3 (1 1/4- to 1 1/2-pound) Cornish hens, thawed if needed

1/2 cup prepared teriyaki marinade and sauce

1 tablespoon grated lemon zest

1 tablespoon lemon juice

2 cloves garlic, pressed

1/4 to 1/2 teaspoon cayenne pepper

1 tablespoon minced cilantro

Remove and discard giblets and necks from hens. Split hens lengthwise and rinse under cold running water. Drain well and pat dry, then place in large plastic bag.

Combine teriyaki sauce, lemon zest and juice, garlic and cayenne pepper. Pour over hens. Press air out of bag and tie top securely. Turn bag over several times to coat halves. Refrigerate 8 hours or overnight, turning bag over occasionally.

Reserving marinade, remove hens and place on grill 5 to 7 inches above coals. Cook 45 to 50 minutes or until drumstick moves easily. Turn hens over frequently and brush with reserved marinade. Remove to serving platter and immediately sprinkle cilantro over hens. Makes 6 servings.

POTATO SALAD ON A STICK

4 medium potatoes, about 1 1/3 pounds, scrubbed

1/3 cup olive oil

3 tablespoons red wine vinegar

1 medium clove garlic, chopped

1 1/2 teaspoons dried oregano

1 medium sweet red pepper, cut into 1 1/2-inch squares

1 medium green pepper, cut into 1 1/2-inch squares

1 medium onion, cut into wedges

1 medium cucumber, cut into chunks

16 cherry tomatoes

4 ounces feta cheese, crumbled

Cook potatoes in covered saucepan in boiling water until tender, 20 to 25 minutes. Drain, cool slightly and cut into 1 1/2-inch chunks.

Meanwhile, combine oil, vinegar, garlic and oregano. Mix well, then set aside.

Combine potatoes, peppers, onion, cucumber and tomatoes. Add reserved vinaigrette and toss to coat. Marinate at cool room temperature 1 hour. Thread marinated vegetables onto 8 bamboo skewers, dividing equally. Arrange on serving plate and sprinkle with cheese. Makes 8 servings.

GREEK LAMB GRILL

1 (16-ounce) can peach slices in juice

2 tablespoons olive oil

1/2 teaspoon grated lemon zest

2 tablespoons lemon juice

2 tablespoons chopped mint leaves

1 tablespoon chopped rosemary leaves

1 tablespoon chopped marjoram leaves

1 clove garlic, minced

1/2 teaspoon black pepper

1 pound boneless lamb, cubed

1/2 pound small new potatoes, about 6

1 small green pepper, cut into 6 chunks

1 small sweet red pepper, cut into 6 chunks

Drain peaches, reserving liquid.
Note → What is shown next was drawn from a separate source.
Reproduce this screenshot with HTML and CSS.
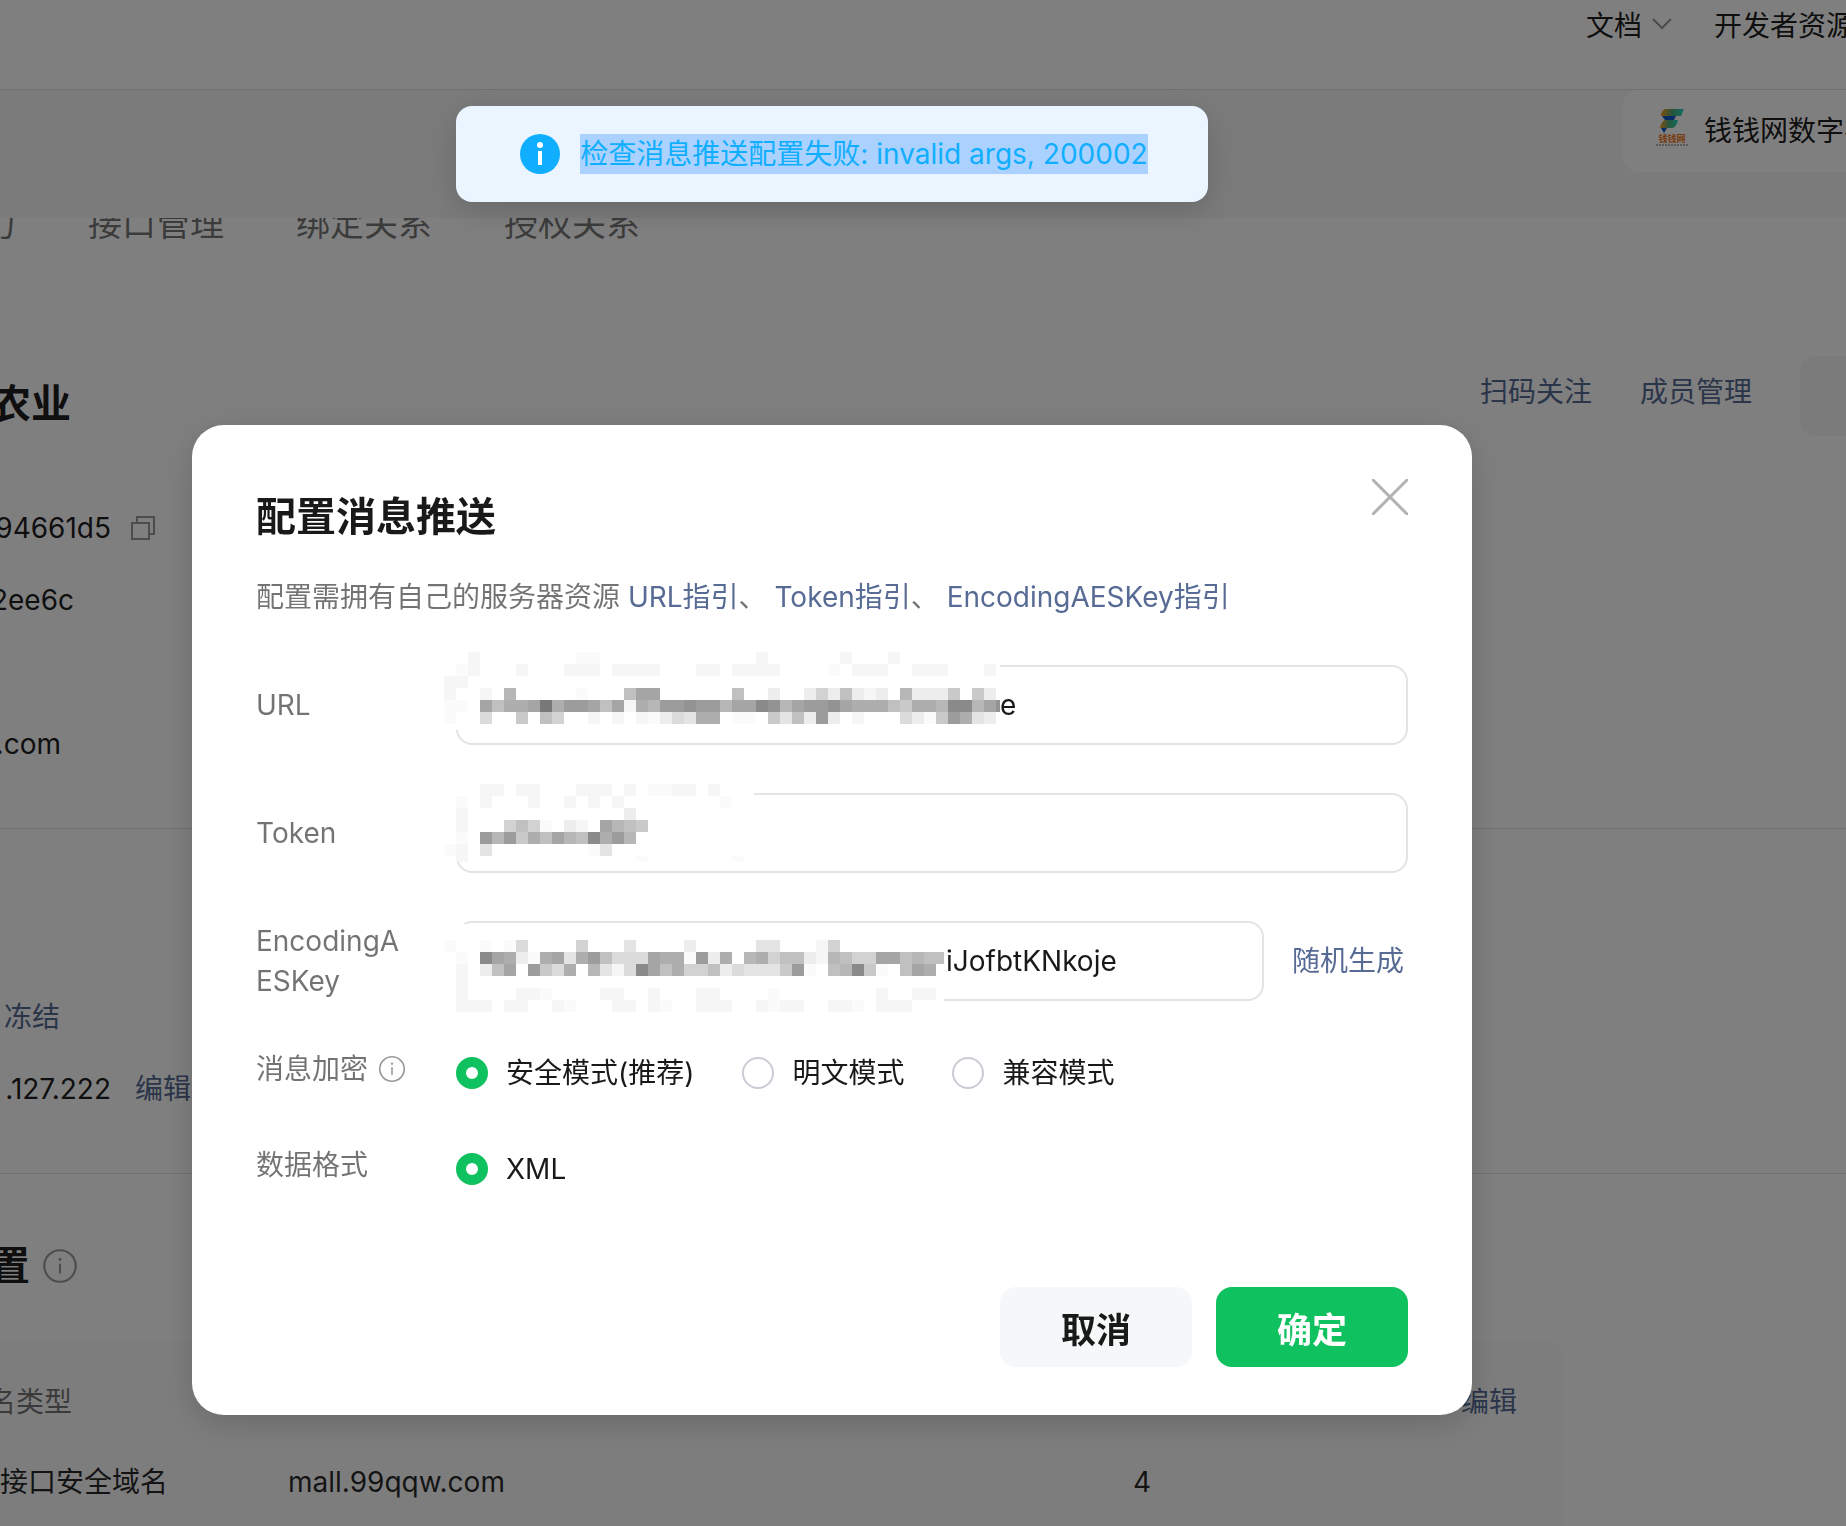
FILE: index.html
```html
<!DOCTYPE html>
<html lang="zh-CN">

<head>
    <meta charset="UTF-8">
    <meta name="viewport" content="width=device-width, initial-scale=1.0">
    <title>配置消息推送</title>
    <link rel="stylesheet" href="styles.css">
</head>

<body>
    <header class="header">
        <nav class="header-nav">
            <a href="#">文档
                <svg class="chevron" viewBox="0 0 20 12" width="20" height="12"><path d="M1 1l9 9 9-9" fill="none" stroke="currentColor" stroke-width="2" /></svg>
            </a>
            <a href="#">开发者资源</a>
        </nav>
    </header>
    <div class="account-bar">
        <a class="account" href="#">
            <svg class="account-logo" viewBox="0 0 32 38" width="32" height="38">
                <defs>
                    <linearGradient id="logoGradient">
                        <stop offset="0" stop-color="#ff9c1a" />
                        <stop offset="0.5" stop-color="#4faa7a" />
                        <stop offset="1" stop-color="#24dcc0" />
                    </linearGradient>
                </defs>
                <path d="M9 1h19l-3 7H5q0-5 4-7z" fill="url(#logoGradient)" />
                <path d="M6 8h14l-2 4H9z" fill="#0c58c8" />
                <path d="M9 12h13q-2 8-6 8H4q1-6 5-8z" fill="url(#logoGradient)" />
                <path d="M5 20h6l-3 5z" fill="#0c58c8" />
                <text x="16" y="34" text-anchor="middle" font-size="9" font-weight="700" fill="#f07818">钱钱网</text>
                <path d="M0 37h32" stroke="#666" stroke-dasharray="2 1" />
            </svg>
            <span>钱钱网数字农业</span>
        </a>
    </div>

    <main class="page">
        <nav class="tabs">
            <a class="tab-first clipped" href="#">能力</a>
            <a href="#">接口管理</a>
            <a href="#">绑定关系</a>
            <a href="#">授权关系</a>
        </nav>

        <section class="app-info">
            <div class="app-head">
                <h1 class="app-name clipped">字农业</h1>
                <div class="app-actions">
                    <a href="#">扫码关注</a>
                    <a href="#">成员管理</a>
                    <button class="app-more" type="button" aria-label="更多"></button>
                </div>
            </div>
            <div class="info-list">
                <div class="info-row">
                    <span class="clipped app-id">94661d5</span>
                    <svg class="copy-icon" viewBox="0 0 24 24" width="24" height="24"><path d="M1 7h17v16H1zM6 7V1h17v17h-5" fill="none" stroke="currentColor" stroke-width="2" /></svg>
                </div>
                <div class="info-row"><span class="clipped origin-id">2ee6c</span></div>
                <div class="info-row"></div>
                <div class="info-row"><span class="clipped email">.com</span></div>
            </div>
        </section>

        <section class="dev-info">
            <div class="info-row"><a class="freeze" href="#">冻结</a></div>
            <div class="info-row">
                <span class="clipped ip">.127.222</span>
                <a class="edit-ip" href="#">编辑</a>
            </div>
        </section>

        <section class="domain">
            <h2 class="domain-title">
                <span class="clipped domain-name">置</span>
                <svg class="info-icon" viewBox="0 0 24 24" width="36" height="36"><circle cx="12" cy="12" r="10.5" /><path d="M12 10.5v6.5" /><circle class="dot" cx="12" cy="7.5" r="1" /></svg>
            </h2>
            <div class="table-box">
                <table>
                    <thead>
                        <tr>
                            <th class="col-type"><span class="clipped type-name">名类型</span></th>
                            <th class="col-domain"></th>
                            <th class="col-count"></th>
                            <th><a href="#">编辑</a></th>
                        </tr>
                    </thead>
                    <tbody>
                        <tr>
                            <td>接口安全域名</td>
                            <td>mall.99qqw.com</td>
                            <td>4</td>
                            <td></td>
                        </tr>
                    </tbody>
                </table>
            </div>
        </section>
    </main>

    <div class="mask">
        <form class="dialog" role="dialog" aria-labelledby="dialogTitle">
            <button class="dialog-close" type="button" aria-label="关闭">
                <svg viewBox="0 0 36 36" width="36" height="36"><path d="M1 1l34 34M35 1L1 35" fill="none" stroke="currentColor" stroke-width="3" stroke-linecap="round" /></svg>
            </button>
            <h2 class="dialog-title" id="dialogTitle">配置消息推送</h2>
            <p class="dialog-desc">配置需拥有自己的服务器资源 <a href="#">URL指引</a>、 <a href="#">Token指引</a>、 <a href="#">EncodingAESKey指引</a></p>

            <div class="form-list">
                <div class="form-row">
                    <label class="form-label" for="url">URL</label>
                    <div class="field">
                        <input class="text-input url-input" id="url" type="text" value="e">
                        <svg class="mosaic mosaic-url" id="mosaicUrl" viewBox="0 0 556 78" width="556" height="78" aria-hidden="true"></svg>
                    </div>
                </div>
                <div class="form-row">
                    <label class="form-label" for="token">Token</label>
                    <div class="field">
                        <input class="text-input" id="token" type="text">
                        <svg class="mosaic mosaic-token" id="mosaicToken" viewBox="0 0 310 78" width="310" height="78" aria-hidden="true"></svg>
                    </div>
                </div>
                <div class="form-row">
                    <label class="form-label" for="aesKey">EncodingAESKey</label>
                    <div class="field">
                        <input class="text-input key-input" id="aesKey" type="text" value="iJofbtKNkoje">
                        <svg class="mosaic mosaic-key" id="mosaicKey" viewBox="0 -16 500 88" width="500" height="88" aria-hidden="true"></svg>
                    </div>
                    <a class="random" href="#">随机生成</a>
                </div>
                <div class="form-row form-row-radio">
                    <span class="form-label">消息加密
                        <svg class="info-icon" viewBox="0 0 24 24" width="28" height="28"><circle cx="12" cy="12" r="10.5" /><path d="M12 10.5v6.5" /><circle class="dot" cx="12" cy="7.5" r="1" /></svg>
                    </span>
                    <div class="radios">
                        <label><input type="radio" name="mode" checked>安全模式(推荐)</label>
                        <label><input type="radio" name="mode">明文模式</label>
                        <label><input type="radio" name="mode">兼容模式</label>
                    </div>
                </div>
                <div class="form-row form-row-radio">
                    <span class="form-label">数据格式</span>
                    <div class="radios">
                        <label><input type="radio" name="format" checked>XML</label>
                    </div>
                </div>
            </div>

            <div class="dialog-footer">
                <button class="btn" type="button">取消</button>
                <button class="btn btn-primary" type="button">确定</button>
            </div>
        </form>
    </div>

    <div class="toast-wrap">
        <div class="toast" role="alert">
            <svg viewBox="0 0 40 40" width="40" height="40"><circle cx="20" cy="20" r="20" fill="#10aeff" /><circle cx="20" cy="11" r="3" fill="#fff" /><path d="M20 17v14" stroke="#fff" stroke-width="4" /></svg>
            <span class="toast-text">检查消息推送配置失败: invalid args, 200002</span>
        </div>
    </div>

    <script>
        const CELL = 12;

        // one character per cell: "." empty, "," very light, 1-f darker and darker
        const mosaics = {
            mosaicUrl: [
                '..1........,,.............1......1...1',
                '.,1...1...111.1111...11.1111....,.111..111...1',
                '11',
                '1..1.8.....,...7aa......7..2..2527212.82226.62',
                ',,.a799af9bba7a198bbcbb8aadc8abbca99976998dd8ac',
                ',..4..6.75..1.1.1,24399.,,.6372b2.1...42,6b932'
            ],
            mosaicToken: [
                '...11.11...111.1.,,11.1',
                '.,.1...1..1.1.1........,',
                '.1.............2',
                '.1...575,.21.a876',
                '.,.b8b697a87d9b8',
                ',1.3........,3',
                '.1..............,.......,'
            ],
            mosaicKey: [
                ',..,.,4....5...3....2.....33...15',
                '.,.da92,9a39b7444a99,b29.89577218755aa7877',
                '.1.27a.b649.8314da79557243336b,.78d6,.7a9',
                '.1',
                '.1....11,....11..1...11....,........1..11',
                '.111.11..1,...11.1,..111..1,11..11,.111'
            ]
        };

        Object.keys(mosaics).forEach(id => {
            const svg = document.getElementById(id);
            mosaics[id].forEach((row, y) => {
                [...row].forEach((char, x) => {
                    if (char === '.') return;
                    const level = char === ',' ? 251 : 255 - parseInt(char, 16) * 9;
                    const rect = document.createElementNS('http://www.w3.org/2000/svg', 'rect');
                    rect.setAttribute('x', x * CELL);
                    rect.setAttribute('y', y * CELL);
                    rect.setAttribute('width', CELL);
                    rect.setAttribute('height', CELL);
                    rect.setAttribute('fill', `rgb(${level}, ${level}, ${level})`);
                    svg.appendChild(rect);
                });
            });
        });
    </script>
</body>

</html>
```
FILE: styles.css
```css
* {
    box-sizing: border-box;
}

body {
    margin: 0;
    height: 100vh;
    overflow: hidden;
    background: #fff;
    color: rgba(0, 0, 0, 0.9);
    font-family: Inter, "Noto Sans CJK SC", sans-serif;
    font-size: 28px;
    line-height: 40px;
}

h1,
h2,
p {
    margin: 0;
}

a {
    color: #576b95;
    text-decoration: none;
}

button,
input {
    font-family: inherit;
}

/* text scrolled out past the left edge */
.clipped {
    display: flex;
    justify-content: flex-end;
    overflow: hidden;
    white-space: nowrap;
}

.header {
    display: flex;
    justify-content: flex-end;
    height: 90px;
    padding-top: 6px;
    border-bottom: 1px solid #e0e0e0;
}

.header-nav {
    display: flex;
    gap: 42px;
    width: 260px;
    overflow: hidden;
    white-space: nowrap;
}

.header-nav a,
.account {
    color: rgba(0, 0, 0, 0.9);
}

.header-nav a {
    flex-shrink: 0;
}

.chevron {
    margin-left: 2px;
    vertical-align: 6px;
    color: #999;
}

.account-bar {
    position: relative;
    z-index: 1;
    display: flex;
    justify-content: flex-end;
    height: 128px;
    background: #f6f6f6;
}

.account {
    display: flex;
    align-items: center;
    gap: 16px;
    width: 223px;
    height: 82px;
    padding-left: 33px;
    overflow: hidden;
    border-radius: 16px 0 0 16px;
    background: #fff;
    white-space: nowrap;
}

.account-logo {
    flex-shrink: 0;
    margin-bottom: 8px;
}

.tabs {
    display: flex;
    gap: 72px;
    margin-top: -18px;
    font-size: 34px;
    line-height: 48px;
}

.tabs a {
    color: rgba(0, 0, 0, 0.55);
}

.tab-first {
    width: 16px;
}

.app-info {
    padding: 108px 0 64px;
    border-bottom: 1px solid #e0e0e0;
}

.app-head {
    display: flex;
    align-items: center;
    justify-content: space-between;
    height: 96px;
}

.app-name {
    width: 71px;
    font-size: 40px;
    line-height: 56px;
}

.app-actions {
    display: flex;
    gap: 48px;
    padding-bottom: 16px;
}

.app-actions a {
    padding-top: 16px;
}

.app-more {
    width: 46px;
    height: 80px;
    border: 0;
    border-radius: 16px 0 0 16px;
    background: #f6f6f6;
}

.info-list {
    padding-top: 56px;
}

.info-row {
    display: flex;
    align-items: center;
    height: 40px;
    margin-bottom: 32px;
}

.info-row:last-child {
    margin-bottom: 0;
}

.copy-icon {
    margin-left: 20px;
    color: #999;
}

.app-id,
.ip {
    width: 111px;
}

.origin-id {
    width: 74px;
}

.email {
    width: 61px;
}

.dev-info {
    padding: 168px 0 64px;
    border-bottom: 1px solid #e0e0e0;
}

.freeze {
    padding-left: 4px;
}

.edit-ip {
    padding-left: 24px;
}

.domain {
    padding-top: 64px;
}

.domain-title {
    display: flex;
    align-items: center;
    gap: 12px;
    font-size: 40px;
    line-height: 56px;
}

.domain-name {
    width: 30px;
}

.info-icon {
    fill: none;
    stroke: #999;
    stroke-width: 1.4;
}

.info-icon .dot {
    fill: #999;
    stroke: none;
}

.table-box {
    height: 200px;
    margin: 48px 282px 0 0;
    border-radius: 0 16px 0 0;
    background: #fbfbfb;
}

.table-box table {
    width: 100%;
    table-layout: fixed;
    border-collapse: collapse;
}

.table-box th,
.table-box td {
    height: 40px;
    padding: 0;
    font-weight: 400;
    text-align: left;
    color: rgba(0, 0, 0, 0.85);
}

.table-box th {
    height: 120px;
    color: rgba(0, 0, 0, 0.55);
}

.col-type {
    width: 288px;
}

.col-domain {
    width: 845px;
}

.col-count {
    width: 328px;
}

.type-name {
    width: 72px;
}

.mask {
    position: fixed;
    inset: 0;
    display: flex;
    align-items: flex-start;
    justify-content: center;
    z-index: 10;
    padding: 425px 182px 0 0;
    background: rgba(0, 0, 0, 0.5);
}

.dialog {
    position: relative;
    width: 1280px;
    padding: 64px 64px 48px;
    border-radius: 32px;
    background: #fff;
    box-shadow: 0 8px 32px rgba(0, 0, 0, 0.16);
}

.dialog-close {
    position: absolute;
    top: 54px;
    right: 64px;
    padding: 0;
    border: 0;
    background: none;
    color: #b2b2b2;
    line-height: 0;
    cursor: pointer;
}

.dialog-title {
    font-size: 40px;
    line-height: 56px;
}

.dialog-desc {
    margin-top: 32px;
    color: rgba(0, 0, 0, 0.55);
}

.form-list {
    display: flex;
    flex-direction: column;
    gap: 48px;
    margin-top: 48px;
}

.form-row {
    display: flex;
    align-items: center;
}

.form-label {
    display: flex;
    align-items: center;
    gap: 10px;
    flex-shrink: 0;
    width: 200px;
    padding-right: 48px;
    color: rgba(0, 0, 0, 0.55);
    word-break: break-all;
}

.field {
    position: relative;
    flex: 1;
    height: 80px;
}

.text-input {
    width: 100%;
    height: 80px;
    padding: 0 24px;
    border: 2px solid #e4e4e4;
    border-radius: 16px;
    background: #fff;
    color: rgba(0, 0, 0, 0.9);
    font-size: 28px;
}

/* the start of the value is covered by the mosaic */
.url-input {
    padding-left: 542px;
}

.key-input {
    padding-left: 488px;
}

.mosaic {
    position: absolute;
    left: -12px;
    background: #fff;
}

.mosaic-url {
    top: -13px;
}

.mosaic-token {
    top: -9px;
}

.mosaic-key {
    top: 3px;
}

.random {
    padding: 0 4px 0 28px;
}

.form-row-radio {
    align-items: flex-start;
}

.form-row-radio .form-label {
    padding-right: 0;
}

.radios {
    display: flex;
    align-items: center;
    gap: 48px;
    height: 48px;
}

.radios label {
    display: flex;
    align-items: center;
    gap: 18px;
}

.radios input {
    appearance: none;
    width: 32px;
    height: 32px;
    margin: 0;
    border: 2px solid #c9ccd4;
    border-radius: 50%;
    background: #fff;
}

.radios input:checked {
    border: 10px solid #10c160;
}

.dialog-footer {
    display: flex;
    justify-content: flex-end;
    gap: 24px;
    margin-top: 94px;
}

.btn {
    width: 192px;
    height: 80px;
    padding: 0;
    border: 0;
    border-radius: 16px;
    background: #f6f7f9;
    color: rgba(0, 0, 0, 0.9);
    font-size: 35px;
    font-weight: 700;
    cursor: pointer;
}

.btn-primary {
    background: #10c160;
    color: #fff;
}

.toast-wrap {
    position: fixed;
    top: 106px;
    left: 0;
    right: 182px;
    display: flex;
    justify-content: center;
    z-index: 20;
}

.toast {
    display: flex;
    gap: 20px;
    padding: 28px 60px 28px 64px;
    border-radius: 16px;
    background: #eaf5ff;
    box-shadow: 0 8px 32px rgba(0, 0, 0, 0.16);
    color: #10aeff;
}

.toast-text {
    background: #abd2ff;
}
```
Whisk together liquid, oil, lemon zest and juice, mint, rosemary, marjoram, garlic and pepper. Pour marinade over lamb cubes and marinate 30 minutes to 1 hour.

Cook potatoes in boiling water just until tender. Drain and cut in halves. Remove lamb from marinade, reserving marinade. Skewer peaches, lamb, potatoes and pepper chunks. Grill 2 minutes per side, or to desired doneness, brushing with marinade during cooking. Makes 6 servings.

GRILLED HALIBUT WITH NECTARINE CHUTNEY

1 (3-inch) piece ginger root, peeled and thinly sliced

6 nectarines, coarsely chopped

1/2 red onion, coarsely chopped

1/3 cup balsamic vinegar

1 tablespoon mustard seeds

1/4 teaspoon black pepper

8 (6-ounce) halibut steaks

Cover ginger with cold water. Let soak 10 minutes, then drain and finely chop.

Place ginger in 2-quart saucepan with nectarines, onion, vinegar, mustard seeds and pepper. Cook 5 minutes over medium heat. Place 1/4 cup nectarine mixture on piece of foil. Top with 1 halibut steak. Spoon another 1/4 cup nectarine mixture on top of halibut and fold foil tightly to close. Repeat with remaining fish and nectarine mixture.

Cook, seam side up, 6 to 8 inches above hot coals 15 to 20 minutes or until fish flakes easily with fork. Don't turn packets over while cooking. Makes 8 servings.

Note: Two tablespoons brown sugar dissolved in 1/3 cup red wine vinegar may be substituted for balsamic vinegar.